Islam berasal dari akar kata Salima (selamat), sedangkan
pemeluknya disebut Muslim (terselamatkan). Dari definisi harifiahnya
saja kita bisa memahami bahwa Islam mengajak pada keselamatan. Berdasarkan
ajaran Islam, tujuan hidup manusia tidak hanya selamat di dunia saja, tapi juga
di akhirat[2].
Adalah Muhammad bin Abdullah seorang Rasul yang diutus
membawa risalah Islam. Islam dalam pandangan kacamata siapapun merupakan
agama yang fenomena, sebab hanya di sebarkan melalui fase yang paling singkat,
yakni 23 tahun saja, hal ini dihitung sejak diwahyukan Al-Quran yang merupakan
azas dan pondasi Islam. Dengan masa kaderisasi hanya 23 tahun saja, Islam
menjadi agama yang fantastis, karena
hampir menguasai sepertiga belahan dunia. Akan tetapi hal ini terkadang
menimbulkan pro dan kontra, sebab penyebaran Islam dinilai lebih banyak
menggunakan pedang (berperang) dari pada dengan cara lain seperti melalui ahwal,
perdagangan, perkawinan maupun kesadaran karena melihat realita kebenaran
ajarannya.
Namun ditangah konspirasi tersebut, yang patut kita
fahami adalah pengakuan sebagian sejarawan bahwa Rasulullah dalam menyebarkan Islam
menggunakan pendekatan kultural, dengan tujuan mengakrabkan teori agama dengan
tahapan – tahapan tertentu sehingga Islam bisa diterima dengan tangan terbuka[3].
Adapun agama sering difahami sebagai aturan, artinya
seorang pemeluk agama diharuskan patuh pada aturan yang diberikan oleh
pembawanya. Jadi agama memiliki norma-norma yang harus diikuti pemeluknya, tapi
tidak jarang agama dianggap hanyalah pikiran masusia yang menghantui dan
membatasi pola dan tingkah laku pemeluknya.
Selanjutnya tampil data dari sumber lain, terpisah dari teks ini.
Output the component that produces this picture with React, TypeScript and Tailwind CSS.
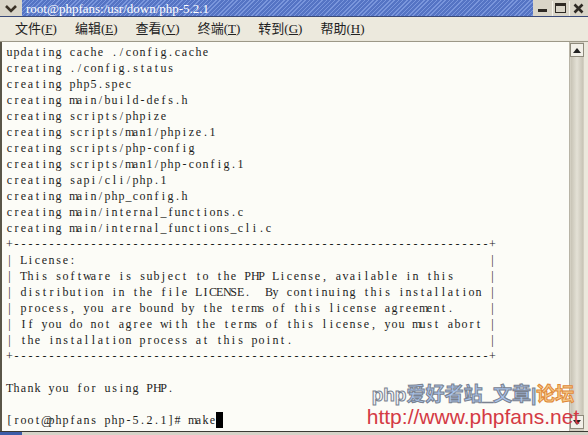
const rule = "+" + "-".repeat(68) + "+";
const boxed = (s: string) => "| " + s.padEnd(67) + "|";

const lines = [
  "updating cache ./config.cache",
  "creating ./config.status",
  "creating php5.spec",
  "creating main/build-defs.h",
  "creating scripts/phpize",
  "creating scripts/man1/phpize.1",
  "creating scripts/php-config",
  "creating scripts/man1/php-config.1",
  "creating sapi/cli/php.1",
  "creating main/php_config.h",
  "creating main/internal_functions.c",
  "creating main/internal_functions_cli.c",
  rule,
  boxed("License:"),
  boxed("This software is subject to the PHP License, available in this"),
  boxed("distribution in the file LICENSE.  By continuing this installation"),
  boxed("process, you are bound by the terms of this license agreement."),
  boxed("If you do not agree with the terms of this license, you must abort"),
  boxed("the installation process at this point."),
  rule,
  "",
  "Thank you for using PHP.",
  "",
  "[root@phpfans php-5.2.1]# make",
];

const menus = [
  ["文件", "F"],
  ["编辑", "E"],
  ["查看", "V"],
  ["终端", "T"],
  ["转到", "G"],
  ["帮助", "H"],
];

function TermLine({ text, cursor }: { text: string; cursor?: boolean }) {
  return (
    <div className="flex h-[16px] items-center leading-[16px]">
      {text.split("").map((c, i) => (
        <span key={i} className="inline-block w-[7px] shrink-0 text-center whitespace-pre">
          {c}
        </span>
      ))}
      {cursor && <span className="inline-block w-[7px] h-[16px] shrink-0 bg-black" />}
    </div>
  );
}

export default function App() {
  return (
    <div className="w-[588px] h-[435px] overflow-hidden relative flex flex-col bg-[#e9e6da]">
      {/* title bar */}
      <div className="h-[17px] flex shrink-0 border-b border-[#3a4a78]">
        <div className="w-[22px] bg-[#d9d5c8] flex items-center justify-center">
          <svg width="12" height="9" viewBox="0 0 12 9">
            <path d="M1 2 L6 7 L11 2" stroke="#3a3226" strokeWidth="2.6" fill="none" />
          </svg>
        </div>
        <div className="flex-1 flex items-center pl-[4px] bg-[repeating-linear-gradient(135deg,#5574c4_0px,#5574c4_2px,#7a96dc_2px,#7a96dc_3px)] text-white text-[13px] font-['Liberation_Serif',serif] leading-none">
          root@phpfans:/usr/down/php-5.2.1
        </div>
        <div className="w-[55px] bg-[#d9d5c8] flex items-center justify-around px-[1px]">
          <div className="w-[15px] h-[15px] flex items-end justify-center pb-[4px]">
            <div className="w-[9px] h-[3px] bg-[#2e2a24]" />
          </div>
          <div className="w-[15px] h-[15px] flex items-center justify-center border-l border-[#f4f2ea]">
            <div className="w-[11px] h-[10px] border border-[#2e2a24] border-t-[3px]" />
          </div>
          <div className="w-[17px] h-[15px] flex items-center justify-center border-l border-[#f4f2ea]">
            <svg width="11" height="11" viewBox="0 0 11 11">
              <path d="M1.5 1.5 L9.5 9.5 M9.5 1.5 L1.5 9.5" stroke="#2e2a24" strokeWidth="2.6" />
            </svg>
          </div>
        </div>
      </div>

      {/* menu bar */}
      <div className="h-[23px] shrink-0 flex items-center gap-[18px] pl-[15px] bg-[#ece9dd] text-[13px] text-[#222] font-['Liberation_Serif','Noto_Sans_CJK_SC',serif]">
        {menus.map(([label, key]) => (
          <span key={key} className="whitespace-nowrap">
            {label}(<span className="underline">{key}</span>)
          </span>
        ))}
      </div>

      {/* terminal + scrollbar */}
      <div className="flex-1 flex min-h-0 border-t border-[#9c9888] mt-[1px]">
        <div className="flex-1 bg-[#fcfcf7] border-l-2 border-[#5a5648] pt-[2px] pl-[4px] text-[12px] text-[#1c1c1c] font-['Liberation_Serif',serif]">
          {lines.map((l, i) => (
            <TermLine key={i} text={l} cursor={i === lines.length - 1} />
          ))}
        </div>
        <div className="w-[15px] flex flex-col bg-[#d3cfc2] border-l border-[#b8b4a6]">
          <div className="h-[14px] mt-[1px] bg-[#f2f0e8] border border-[#8e8a7c] flex items-center justify-center">
            <svg width="8" height="5" viewBox="0 0 8 5">
              <path d="M0 5 L4 0 L8 5 Z" fill="#222" />
            </svg>
          </div>
          <div className="flex-1 mx-[1px] bg-[linear-gradient(90deg,#c8c4b6,#e4e1d6,#c8c4b6)]" />
          <div className="h-[14px] mb-[2px] bg-[#f2f0e8] border border-[#8e8a7c] flex items-center justify-center">
            <svg width="8" height="5" viewBox="0 0 8 5">
              <path d="M0 0 L4 5 L8 0 Z" fill="#222" />
            </svg>
          </div>
        </div>
        <div className="w-[4px] bg-[#ebe8dc]" />
      </div>
      <div className="h-[4px] shrink-0 flex border-t border-[#3c3a34]">
        <div className="w-[22px] bg-[#3c5ca8]" />
        <div className="flex-1 bg-[#d6d3c8]" />
      </div>

      {/* watermark */}
      <div className="absolute left-[365px] top-[385px] w-[216px] flex flex-col items-center leading-none pointer-events-none">
        <div className="text-[19px] font-bold font-['Liberation_Sans','Noto_Sans_CJK_SC',sans-serif] text-[#a9c4ec] [-webkit-text-stroke:1px_#7a8290]">
          <span className="text-[#f4f6fa]">php</span>爱好者站_文章|<span className="text-[#f6c98a] [-webkit-text-stroke:1px_#e08a3a]">论坛</span>
        </div>
        <div className="text-[21px] mt-[2px] font-['Liberation_Sans',sans-serif] text-[#d43a44]">
          http://www.phpfans.net
        </div>
      </div>
    </div>
  );
}
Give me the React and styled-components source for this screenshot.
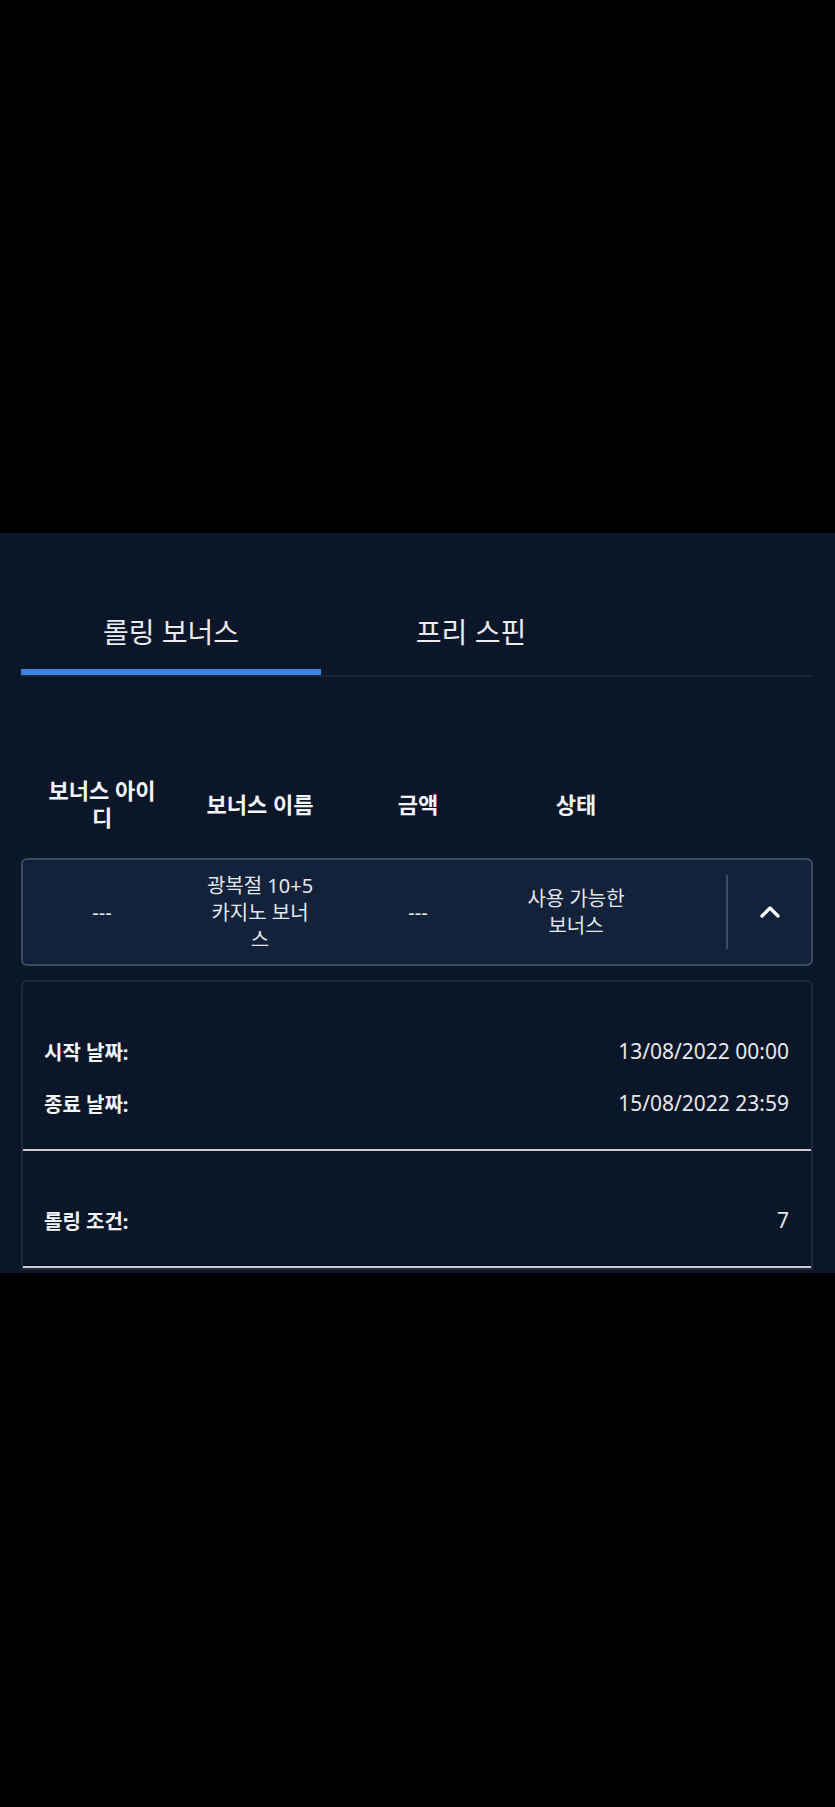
import React, { useState } from 'react';
import styled, { createGlobalStyle } from 'styled-components';

const GlobalStyle = createGlobalStyle`
  html, body {
    margin: 0;
    padding: 0;
    background: #000000;
  }
  * {
    box-sizing: border-box;
  }
  body {
    font-family: "Noto Sans", "Noto Sans CJK KR", sans-serif;
    color: #e6e9ee;
  }
`;

const Page = styled.div`
  display: flex;
  flex-direction: column;
  padding-top: 533px;
`;

const Panel = styled.section`
  height: 740px;
  overflow: hidden;
  background: #0b1728;
  padding: 60px 22px 0 21px;
`;

const TabBar = styled.div`
  display: flex;
  border-bottom: 2px solid #1c2636;
`;

const Tab = styled.button`
  width: 300px;
  padding: 21px 0 19px;
  background: none;
  border: none;
  border-bottom: 6px solid ${props => (props.active ? '#3d84e6' : 'transparent')};
  color: #e8ebef;
  font-family: "Noto Sans", "Noto Sans CJK KR", sans-serif;
  font-size: 28px;
  line-height: 36px;
  text-align: center;
  cursor: pointer;
`;

const HeaderRow = styled.div`
  display: grid;
  grid-template-columns: repeat(4, 158px) 1fr 85px;
  align-items: center;
  height: 84px;
  margin-top: 85px;
  padding: 0 2px;
`;

const HeaderCell = styled.div`
  padding: 0 22px;
  font-size: 22px;
  font-weight: 700;
  line-height: 27px;
  color: #f2f4f7;
  text-align: center;
`;

const BonusRow = styled.div`
  display: grid;
  grid-template-columns: repeat(4, 158px) 1fr 85px;
  align-items: center;
  min-height: 108px;
  margin-top: 12px;
  background: #12223b;
  border: 2px solid #3b4b62;
  border-radius: 6px;
`;

const Cell = styled.div`
  padding: 0 22px;
  font-size: 20px;
  line-height: 27px;
  color: #e3e7ec;
  text-align: center;
`;

const ToggleCell = styled.button`
  grid-column: 6;
  height: 74px;
  display: flex;
  align-items: center;
  justify-content: center;
  background: none;
  border: none;
  border-left: 2px solid #3b4b62;
  cursor: pointer;
  padding: 0;
`;

const Chevron = styled.svg`
  transform: rotate(${props => (props.open ? '0deg' : '180deg')});
`;

const DetailCard = styled.div`
  margin-top: 14px;
  border: 2px solid #1e2a3a;
  border-radius: 6px 6px 0 0;
`;

const DetailSection = styled.div`
  display: flex;
  flex-direction: column;
  gap: 24px;
  padding: 55px 22px 32px 21px;
  border-bottom: 2px solid #c8cacd;
`;

const DetailRow = styled.div`
  display: flex;
  justify-content: space-between;
  align-items: center;
  height: 28px;
`;

const Label = styled.span`
  font-size: 20px;
  font-weight: 700;
  color: #f2f4f7;
`;

const Value = styled.span`
  font-size: 21px;
  color: #e6e9ee;
`;

const App = () => {
  const [tab, setTab] = useState(0);
  const [open, setOpen] = useState(true);

  return (
    <Page>
      <GlobalStyle />
      <Panel>
        <TabBar>
          <Tab active={tab === 0} onClick={() => setTab(0)}>롤링 보너스</Tab>
          <Tab active={tab === 1} onClick={() => setTab(1)}>프리 스핀</Tab>
        </TabBar>

        <HeaderRow>
          <HeaderCell>보너스 아이디</HeaderCell>
          <HeaderCell>보너스 이름</HeaderCell>
          <HeaderCell>금액</HeaderCell>
          <HeaderCell>상태</HeaderCell>
        </HeaderRow>

        <BonusRow>
          <Cell>---</Cell>
          <Cell>광복절 10+5 카지노 보너스</Cell>
          <Cell>---</Cell>
          <Cell>사용 가능한 보너스</Cell>
          <ToggleCell onClick={() => setOpen(!open)}>
            <Chevron open={open} width="22" height="14" viewBox="0 0 22 14">
              <polyline
                points="3,11 11,3 19,11"
                fill="none"
                stroke="#ffffff"
                strokeWidth="3.2"
                strokeLinecap="round"
                strokeLinejoin="round"
              />
            </Chevron>
          </ToggleCell>
        </BonusRow>

        {open && (
          <DetailCard>
            <DetailSection>
              <DetailRow>
                <Label>시작 날짜:</Label>
                <Value>13/08/2022 00:00</Value>
              </DetailRow>
              <DetailRow>
                <Label>종료 날짜:</Label>
                <Value>15/08/2022 23:59</Value>
              </DetailRow>
            </DetailSection>
            <DetailSection>
              <DetailRow>
                <Label>롤링 조건:</Label>
                <Value>7</Value>
              </DetailRow>
            </DetailSection>
          </DetailCard>
        )}
      </Panel>
    </Page>
  );
};

export default App;
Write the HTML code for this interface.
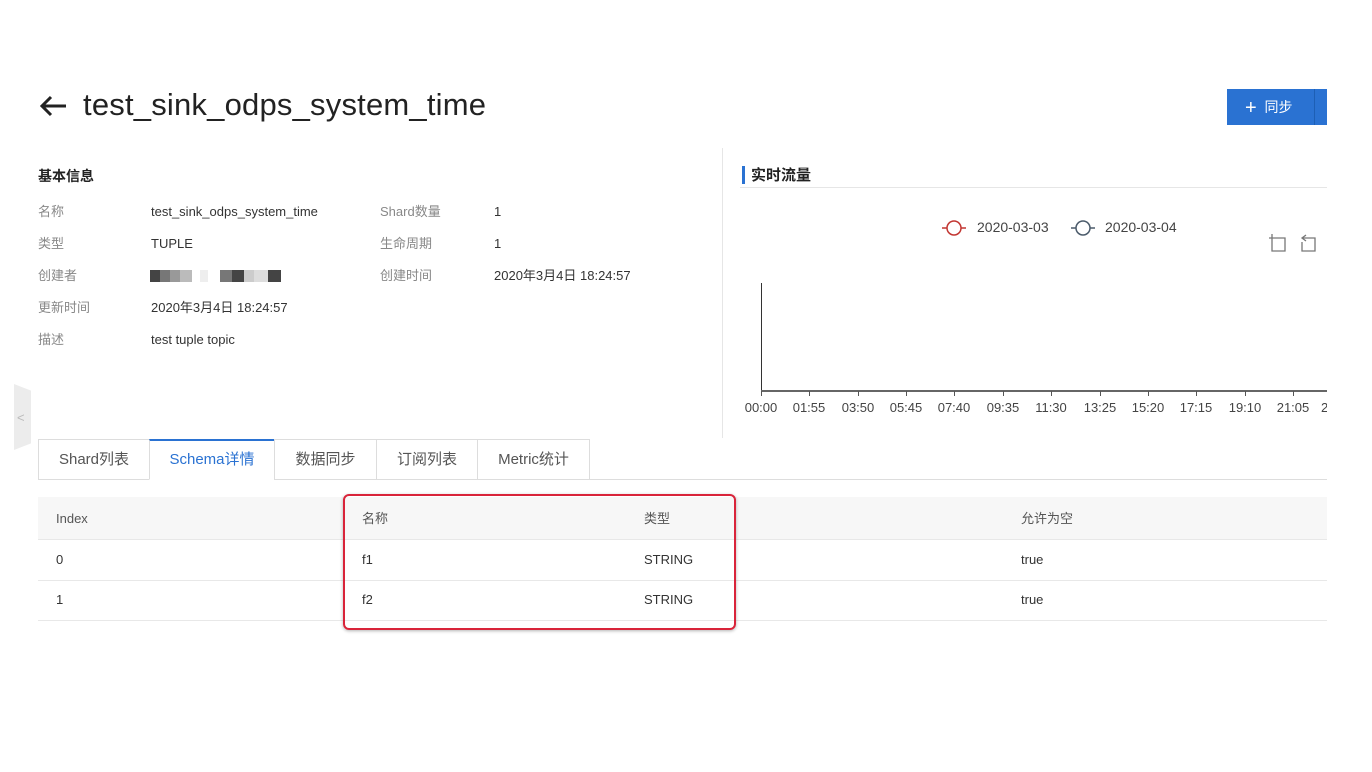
<!DOCTYPE html>
<html><head><meta charset="utf-8"><style>
*{margin:0;padding:0;box-sizing:border-box}
body{width:1372px;height:772px;background:#fff;position:relative;overflow:hidden;font-family:"Liberation Sans","Noto Sans CJK SC",sans-serif;color:#333}
.a{position:absolute;white-space:nowrap}
.l{color:#888;font-size:13px;line-height:16px}
.v{color:#333;font-size:13px;line-height:16px}
.tab{position:absolute;top:439px;height:41px;border:1px solid #ddd;background:#fff;font-size:15px;color:#555;text-align:center;line-height:40px}
.tk{position:absolute;top:400px;font-size:13px;color:#444;width:50px;text-align:center}
.tm{position:absolute;top:391px;width:1px;height:5px;background:#555}
.td{position:absolute;font-size:13px;color:#333;line-height:16px}
</style></head><body>
<svg class="a" style="left:38px;top:94px" width="30" height="24" viewBox="0 0 30 24"><path d="M28 12H4M13 3L4 12l9 9" fill="none" stroke="#222" stroke-width="3"/></svg>
<div class="a" style="left:83px;top:87px;font-size:31px;color:#222;letter-spacing:0.2px">test_sink_odps_system_time</div>
<div class="a" style="left:1227px;top:89px;width:100px;height:36px;background:#2a72d2;color:#fff;font-size:14px;line-height:36px;padding-left:18px"><span style="font-size:20px;vertical-align:-2px">+</span>&nbsp; 同步</div>
<div class="a" style="left:1314px;top:89px;width:1px;height:36px;background:#1d5fb5"></div>

<div class="a" style="left:38px;top:168px;font-size:14px;font-weight:bold;color:#222;line-height:16px">基本信息</div>
<div class="a l" style="left:38px;top:204px">名称</div><div class="a v" style="left:151px;top:204px">test_sink_odps_system_time</div>
<div class="a l" style="left:380px;top:204px">Shard数量</div><div class="a v" style="left:494px;top:204px">1</div>
<div class="a l" style="left:38px;top:236px">类型</div><div class="a v" style="left:151px;top:236px">TUPLE</div>
<div class="a l" style="left:380px;top:236px">生命周期</div><div class="a v" style="left:494px;top:236px">1</div>
<div class="a l" style="left:38px;top:268px">创建者</div>
<div class="a" style="left:150px;top:270px;width:131px;height:12px;background:linear-gradient(90deg,#444 0 10px,#777 10px 20px,#999 20px 30px,#bbb 30px 42px,#fff 42px 50px,#eee 50px 58px,#fff 58px 70px,#777 70px 82px,#444 82px 94px,#ccc 94px 104px,#ddd 104px 118px,#444 118px)"></div>
<div class="a l" style="left:380px;top:268px">创建时间</div><div class="a v" style="left:494px;top:268px">2020年3月4日 18:24:57</div>
<div class="a l" style="left:38px;top:300px">更新时间</div><div class="a v" style="left:151px;top:300px">2020年3月4日 18:24:57</div>
<div class="a l" style="left:38px;top:332px">描述</div><div class="a v" style="left:151px;top:332px">test tuple topic</div>

<div class="a" style="left:722px;top:148px;width:1px;height:290px;background:#e6e6e6"></div>
<div class="a" style="left:742px;top:166px;width:3px;height:18px;background:#2a72d2"></div>
<div class="a" style="left:751px;top:167px;font-size:15px;font-weight:bold;color:#222;line-height:17px">实时流量</div>
<div class="a" style="left:740px;top:187px;width:587px;height:1px;background:#e6e6e6"></div>
<svg class="a" style="left:941px;top:218px" width="26" height="20"><path d="M1 10H25" stroke="#c23531" stroke-width="1.5"/><circle cx="13" cy="10" r="7" fill="#fff" stroke="#c23531" stroke-width="1.5"/></svg>
<div class="a" style="left:977px;top:219px;font-size:14px;color:#444">2020-03-03</div>
<svg class="a" style="left:1070px;top:218px" width="26" height="20"><path d="M1 10H25" stroke="#4a5a6a" stroke-width="1.5"/><circle cx="13" cy="10" r="7" fill="#fff" stroke="#4a5a6a" stroke-width="1.5"/></svg>
<div class="a" style="left:1105px;top:219px;font-size:14px;color:#444">2020-03-04</div>
<svg class="a" style="left:1268px;top:233px" width="50" height="20"><path d="M4 1V5H17V18H4V5M1 5H4" fill="none" stroke="#777" stroke-width="1.3"/><path d="M34 5H47V18H34V9M38 2L34 5L38 8" fill="none" stroke="#777" stroke-width="1.3"/></svg>
<div class="a" style="left:761px;top:283px;width:1px;height:109px;background:#333"></div>
<div class="a" style="left:761px;top:390px;width:566px;height:2px;background:#666"></div>
<div class="tm" style="left:761px"></div><div class="tk" style="left:736px">00:00</div>
<div class="tm" style="left:809px"></div><div class="tk" style="left:784px">01:55</div>
<div class="tm" style="left:858px"></div><div class="tk" style="left:833px">03:50</div>
<div class="tm" style="left:906px"></div><div class="tk" style="left:881px">05:45</div>
<div class="tm" style="left:954px"></div><div class="tk" style="left:929px">07:40</div>
<div class="tm" style="left:1003px"></div><div class="tk" style="left:978px">09:35</div>
<div class="tm" style="left:1051px"></div><div class="tk" style="left:1026px">11:30</div>
<div class="tm" style="left:1100px"></div><div class="tk" style="left:1075px">13:25</div>
<div class="tm" style="left:1148px"></div><div class="tk" style="left:1123px">15:20</div>
<div class="tm" style="left:1196px"></div><div class="tk" style="left:1171px">17:15</div>
<div class="tm" style="left:1245px"></div><div class="tk" style="left:1220px">19:10</div>
<div class="tm" style="left:1293px"></div><div class="tk" style="left:1268px">21:05</div>
<div class="a" style="left:1321px;top:400px;font-size:13px;color:#444">2</div>
<div class="a" style="left:1327px;top:0;width:45px;height:772px;background:#fff"></div>

<div class="a" style="left:14px;top:384px;width:17px;height:66px;background:#ececec;clip-path:polygon(0 0,100% 10%,100% 90%,0 100%)"></div>
<div class="a" style="left:17px;top:410px;font-size:13px;color:#bbb">&lt;</div>

<div class="a" style="left:38px;top:479px;width:1289px;height:1px;background:#ddd"></div>
<div class="tab" style="left:38px;width:112px">Shard列表</div>
<div class="tab" style="left:149px;width:126px;border-top:2px solid #2a72d2;border-bottom-color:#fff;color:#2a72d2;line-height:38px">Schema详情</div>
<div class="tab" style="left:274px;width:103px">数据同步</div>
<div class="tab" style="left:376px;width:102px">订阅列表</div>
<div class="tab" style="left:477px;width:113px">Metric统计</div>

<div class="a" style="left:38px;top:497px;width:1289px;height:43px;background:#f7f7f7;border-bottom:1px solid #e8e8e8"></div>
<div class="a" style="left:38px;top:580px;width:1289px;height:1px;background:#e8e8e8"></div>
<div class="a" style="left:38px;top:620px;width:1289px;height:1px;background:#e8e8e8"></div>
<div class="td" style="left:56px;top:511px;color:#555">Index</div>
<div class="td" style="left:362px;top:511px;color:#555">名称</div>
<div class="td" style="left:644px;top:511px;color:#555">类型</div>
<div class="td" style="left:1021px;top:511px;color:#555">允许为空</div>
<div class="td" style="left:56px;top:552px">0</div><div class="td" style="left:362px;top:552px">f1</div><div class="td" style="left:644px;top:552px">STRING</div><div class="td" style="left:1021px;top:552px">true</div>
<div class="td" style="left:56px;top:592px">1</div><div class="td" style="left:362px;top:592px">f2</div><div class="td" style="left:644px;top:592px">STRING</div><div class="td" style="left:1021px;top:592px">true</div>
<div class="a" style="left:343px;top:494px;width:393px;height:136px;border:2.5px solid #d9243a;border-radius:6px;box-shadow:0 1px 3px rgba(0,0,0,.3)"></div>
</body></html>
Terkadang agama diidentikkan dengan sopan santun dan
kasih sayang, sebab poin utama nilai beragama terlihat pada sopan santun dan
kasih sayang.
Maka pada nilai positif dari semua agama adalah melakukan
tradisi yang baik dan di kembangkan supaya menjadi konsistensi dalam hidup
manusia. Hal ini akan menarik bila dihubungkan dengan ungkapan bijak Muhammad Abduh untuk direnungkan
bersama:
“Nata’âwan ‘alâ mâ nattafiq, wa natasâmah fîmâ
nakhtalif”.
Mari kita bahu-membahu dalam hal-hal yang
disepakati dan bersikap toleran dalam hal-hal yang menjadi perbedaan pendapat[4].
Sedangkan
peradaban (Hadhaarah, Civilization) memiliki ide utama kemajuan, baik
kemajuan moral, keilmuan, tekhnologi dan lain-lain. Dan seperti kata pepatah ; tak
ada gading yang tak retak, peradaban memiliki dua sisi berbeda. Pertama,
peradaban yang dibangun untuk kemajuan dan terus menunjukkan diri bisa
konsisten serta lebih berkembang. Kedua, peradaban yang dirancang better
namun semakin lama semakin terkikis dan hancur tak tersisa, bahkan
sejarahpun hanya mendengar ceritanya saja tanpa mampu menyaksikan keberadaannya
yang nyata.
Karakter Peradaban Islam
Islam
yang dalam sejarahnya memiliki masa keemasan pada setiap generasi memiliki
beberapa ciri khas tersendiri. Baik pada masa jahily, shadrul Islam, dinasti
Umayyah, dinasti Abbasiyah, kerajaan-kerajaan kecil, dinasti Turki Ustmani
hingga periode kontemporer.
Akan
tetapi bila ditarik benang merah kesamaannya, ada beberapa karakter peradaban
yang melekat dan seakan-akan menjadi ruh Islam.
Misalnya
tradisi keintelektualan dari berbagai aspek keilmuan seperti gramatikal bahasa,
sastra, matematika, filsafat, astronomi, kedokteran, arsitektur dan lain-lain.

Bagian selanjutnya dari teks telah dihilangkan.